Prime has been worth it for me. I used to order an extra book just to get to $24.99 and free shipping, and shipping was often very slow. I love it. The book usually ships the same day and I have it 3 days after ordering. Also, it comes via UPS or FedEx. The old way, it came through the mail, which meant I had to go pick it up – no mail delivery where I live.
I don’t order from them often enough to make it worth paying for improved service – though I maintain my wish list there, 9 times out of 10 I order it (whatever “it” is at any given time) used from half dot com. On this occasion, the book was unusually cheap for a new copy at Amazon, so I plucked something off the wish list to get to $25 as a special treat for myself.
Yep. I ordered something the 4th and they didn’t bother to mail it until the 10th. It did arrive 3 days after that, though. And yes, things I’ve ordered have been taking longer to ship out over the last year or so too.

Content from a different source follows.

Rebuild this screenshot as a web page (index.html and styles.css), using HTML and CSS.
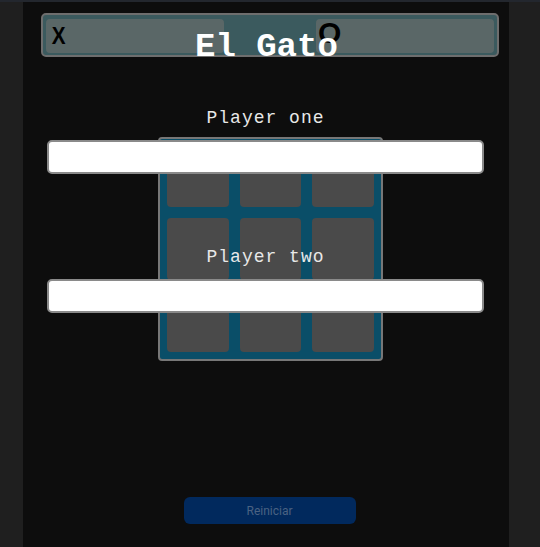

I buy other things from them as well. In fact, almost anything that I think about buying online, I first check to see if Amazon has it, what the price is and if it qualifies for Prime. Many times I will find the price on Amazon is the same as it is on other sites with shipping, but the other sites don’t ship two-day air. So it often works out better for me to get it from Amazon.
I have Prime, and have wondered about this, too. Many times I’ve ordered a single item for less than $10, and gotten the two-day shipping for free. Unless they have an amazing deal with UPS, I don’t see how they can make money like that.
Hrm, I like the idea that Amazon is sending the packages out during ebbs in the shipping cycle. It hadn’t occured to me that there would be buying patterns like that, but in retrospect, duh. Presumably the queue-bumping only happened within the past couple of years, which would then be why the delay was introduced.
1.) Amazon ships so much that they do probably have an amazing deal with UPS. My company does all of our inter-office and client mail through UPS, and I can tell you that our rates are usually significantly lower than the posted ones.